Davis also took part in three summer tours, to Mexico, North America, Nigeria and Ghana. In the 1967 trip to North America, 12 clubs including Sunderland, Stoke, Den Haag, Brazil’s Bangu, Uruguay’s Cerro, and Aberdeen played in a league. Afterwards Davis was included in an “All Stars’ XI” of the best players, selected by the managers involved.
In August 1969 he played his last game for the club in a defeat by Ayr United and shortly after joined Carlisle United. During his time at Easter Road he had played with a number of top players including Colin Stein, Pat Stanton, Willie Hamilton and Peter Cormack.
United were then in the old Secondnd Division managed by Bob Stokoe. In season 1970-1, Davis played in all 42 League matches, again underlining his consistency while helping United to a creditable fourth place.
After playing more than 80 games, he retired in 1972 to take up a hotel manager’s post at Fenwick, Ayrshire, in a company run by footballers Joe McBride and Billy McNeil.

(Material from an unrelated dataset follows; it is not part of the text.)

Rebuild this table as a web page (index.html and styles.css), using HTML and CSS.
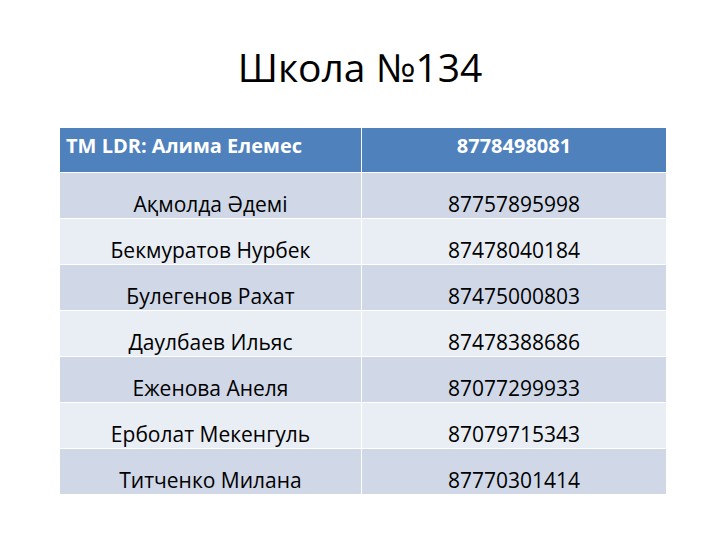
FILE: index.html
```html
<!DOCTYPE html>
<html lang="ru">
<head>
<meta charset="utf-8">
<title>Школа №134</title>
<link rel="stylesheet" href="styles.css">
</head>
<body>
<div class="slide">
  <h1 class="title">Школа №134</h1>
  <div class="table">
    <div class="cell head left">TM LDR: Алима Елемес</div>
    <div class="cell head">8778498081</div>
    <div class="cell odd">Ақмолда Әдемі</div>
    <div class="cell odd">87757895998</div>
    <div class="cell even">Бекмуратов Нурбек</div>
    <div class="cell even">87478040184</div>
    <div class="cell odd">Булегенов Рахат</div>
    <div class="cell odd">87475000803</div>
    <div class="cell even">Даулбаев Ильяс</div>
    <div class="cell even">87478388686</div>
    <div class="cell odd">Еженова Анеля</div>
    <div class="cell odd">87077299933</div>
    <div class="cell even">Ерболат Мекенгуль</div>
    <div class="cell even">87079715343</div>
    <div class="cell odd">Титченко Милана</div>
    <div class="cell odd">87770301414</div>
  </div>
</div>
</body>
</html>
```
FILE: styles.css
```css
html, body {
  margin: 0;
  padding: 0;
  background: #ffffff;
}
.slide {
  width: 720px;
  height: 540px;
  font-family: "Open Sans", "Noto Sans", sans-serif;
  color: #000;
}
.title {
  margin: 0;
  padding-top: 47px;
  height: 40px;
  line-height: 40px;
  font-size: 39px;
  font-weight: 400;
  text-align: center;
}
.table {
  margin: 41px 0 0 60px;
  width: 606px;
  display: grid;
  grid-template-columns: 301px 304px;
  grid-template-rows: 44px repeat(7, 45px);
  column-gap: 1px;
  row-gap: 1px;
  background: #ffffff;
}
.cell {
  font-size: 21px;
  line-height: 25px;
  padding-top: 19px;
  box-sizing: border-box;
  text-align: center;
  white-space: nowrap;
}
.head {
  background: #4f81bd;
  color: #ffffff;
  font-weight: 700;
  font-size: 20px;
  padding-top: 5px;
}
.head.left {
  text-align: left;
  padding-left: 6px;
}
.odd {
  background: #d0d8e8;
}
.even {
  background: #e9edf4;
}
```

Davis was brought up in Pollokshaws and attended Sir John Maxwell primary then Shawlands Academy.
He served his time as marine engineer at John Rowan’s Govan yard and began playing for Shettleston Juniors.
Through that connection he met his wife Rose with whom he enjoyed almost 53 years of happy marriage. Reluctantly, she agreed one Saturday to help there at the “pie stall”, where Joe appeared as a customer as he was not playing that day and so began their relationship.
They lived in Fenwick from the early 1970s onwards during which time he also worked as a company representative. He was very involved in the local community where he was extremely popular, well known and highly thought of. A former captain of the nearby historic golf club Loudoun Gowf, he was also president of Fenwick Farmers’ Society and Fenwick Bowling Club, a sport he grew to love.
Willie Henderson, Rangers and Scotland winger of the 60s who played often against Joe, described him as “one of the best left backs around, an excellent player and a tremendously nice guy. ” That opinion was clearly shared by the exceptional attendance at his funeral.
He is survived by his wife, son Gary, daughter Kirsty, daughter Pam having predeceased him, and by four grandchildren and a great granddaughter.